The district court clearly identified what the plaintiffs were and were not challenging. As it explained, the plaintiffs "framed the RIF itself " as the challenged employment practice, Blue Mountain Mushroom Co., Inc. v. Monterey Mushroom, Inc. , 246 F. Supp. 2d 394, 396 (E.D. Pa. 2005), and they affirmatively argued "that the RIF was not the result of targeted, subjective decisionmaking," id . at 395. The court further observed: "Plaintiffs might have framed the purported neutral employment practice as the elimination of the SSA and SSW positions," but they "did not elect to do so." Id . at 397. The court thus did not embrace the sweeping conclusion that worries my colleagues-that any "method of implementing" a RIF is immune from disparate-impact scrutiny. Ante at 1251. Rather, the court simply rejected the challenge presented to it, while not addressing other challenges that the plaintiffs could have made but did not.

My colleagues respond that because the Agency's specific "processes" for implementing the RIF are "properly before the court," we are not "limited to the particular legal theories advanced by the parties." Ante at 1253 (quoting Kamen v. Kemper Fin. Servs., Inc. , 500 U.S. 90, 99, 111 S.Ct. 1711, 114 L.Ed.2d 152 (1991) ). But Kamen simply holds that, if the parties properly present an "issue or claim," forfeiture cannot force a court to decide it under an incorrect "construction of governing law." 500 U.S. at 99, 111 S.Ct. 1711. Here, the claims challenging the Agency's specific processes are not properly before the court, for the plaintiffs repeatedly disavowed them. The plaintiffs claim only that "the RIF, as a whole" violated Title VII, and we may readily evaluate that claim based on our own assessment of the governing law. Moreover, the plaintiffs' challenge to "the RIF, as a whole" cannot be deemed an "umbrella claim," Lebron v. Nat'l R.R. Passenger Corp. , 513 U.S. 374, 381, 115 S.Ct. 961, 130 L.Ed.2d 902 (1995) (quotation marks omitted), encompassing challenges to the RIF's constituent parts. That theory runs headlong into Title VII, which prohibits disparate-impact challenges to an employer's overall "decisionmaking process" unless the plaintiff shows that its elements are "not capable of separation for analysis," 42 U.S.C. § 2000e-2(k)(1)(B)(i) -a showing that the plaintiffs did not even attempt below. Despite my colleagues' creative efforts, the governing forfeiture rule here is a pedestrian one:

*1263Where distinct employment practices are at issue, plaintiffs must separately preserve challenges to each one. See, e.g. , Brooks v. Grundmann , 748 F.3d 1273, 1278-79 (D.C. Cir. 2014) ; Sellers v. Deere & Co. , 791 F.3d 938, 943 n.4 (8th Cir. 2015).

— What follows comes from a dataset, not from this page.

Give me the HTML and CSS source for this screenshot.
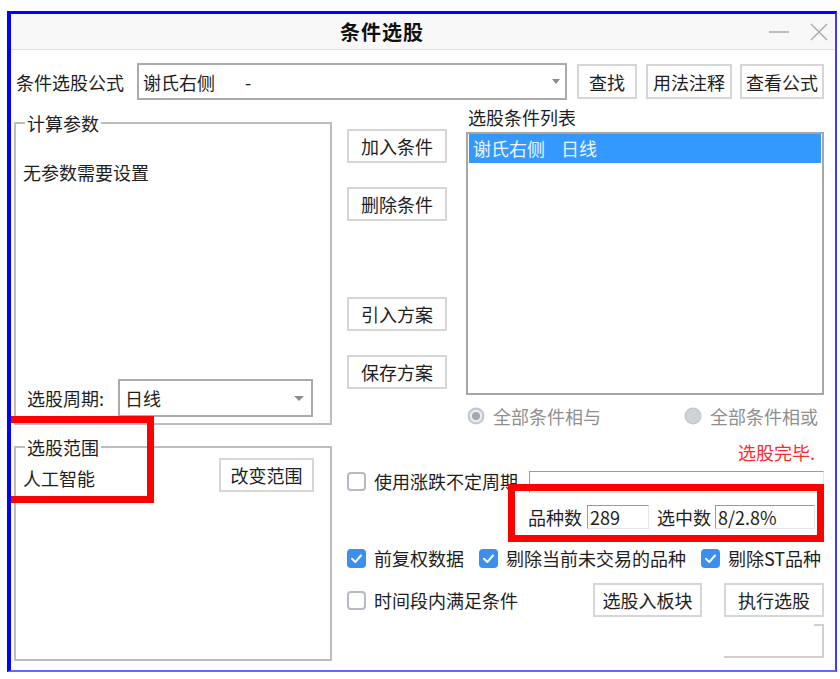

The requirement of precisely identifying the challenged employment practice is no mere pleading quibble. To the contrary, it has substantial consequences in any Title VII case. Here, for example, a challenge to the alleged targeting of SWA and SSA positions would have benefitted substantially fewer prospective class members, thus also substantially reducing the expected aggregate recovery for the class. It also would have rendered irrelevant the agency-wide statistics developed by the plaintiffs' own expert, given the "essential requirement" that "the data concern those persons subject to the challenged employment practice." Carpenter v. Boeing Co. , 456 F.3d 1183, 1196 (10th Cir. 2006) ; see also Sengupta v. Morrison-Knudsen Co. , 804 F.2d 1072, 1076 (9th Cir. 1986) ("The impact of a practice on the protected class should generally be measured against the actual pool of employees affected by that practice.").1 Likewise, a challenge to the practice of permitting individual supervisors to evaluate subordinates subjectively would have raised a host of difficulties-including objections that "merely proving that the discretionary system has produced a racial or sexual disparity is not enough" to establish a prima facie case, Wal-Mart , 564 U.S. at 357, 131 S.Ct. 2541 ; that there are obvious business justifications for permitting subjective assessments of employees, id . at 355, 131 S.Ct. 2541 ; and that localized decisionmaking forecloses the possibility of class certification, id . at 348-60, 131 S.Ct. 2541. In this context as elsewhere, our adversarial system holds litigants to their tactical choices, because it presumes that "the parties know what is best for them, and are responsible for advancing the facts and arguments entitling them to relief." Greenlaw v. United States , 554 U.S. 237, 244, 128 S.Ct. 2559, 171 L.Ed.2d 399 (2008) (quotation marks omitted).

In short, the plaintiffs challenged nothing more specific than the RIF. Because the RIF is not a "particular employment practice" within the meaning of Title VII, the plaintiffs failed to establish a prima facie case of disparate-impact discrimination. Accordingly, I respectfully dissent from Part II.A of the Court's opinion, but join the balance of Part II.

My colleagues suggest that agency-wide statistics might suffice to make the case that they sketch out. Ante at 1252-53. But a Title VII plaintiff must "demonstrate that each particular challenged employment practice causes a disparate impact." 42 U.S.C. § 2000e-2(k)(1)(B)(i). So, a case resting on (1) elimination of the SSA and SWA positions and (2) use of individual supervisors' subjective decisions to make further cuts would need separate statistical analyses of each practice.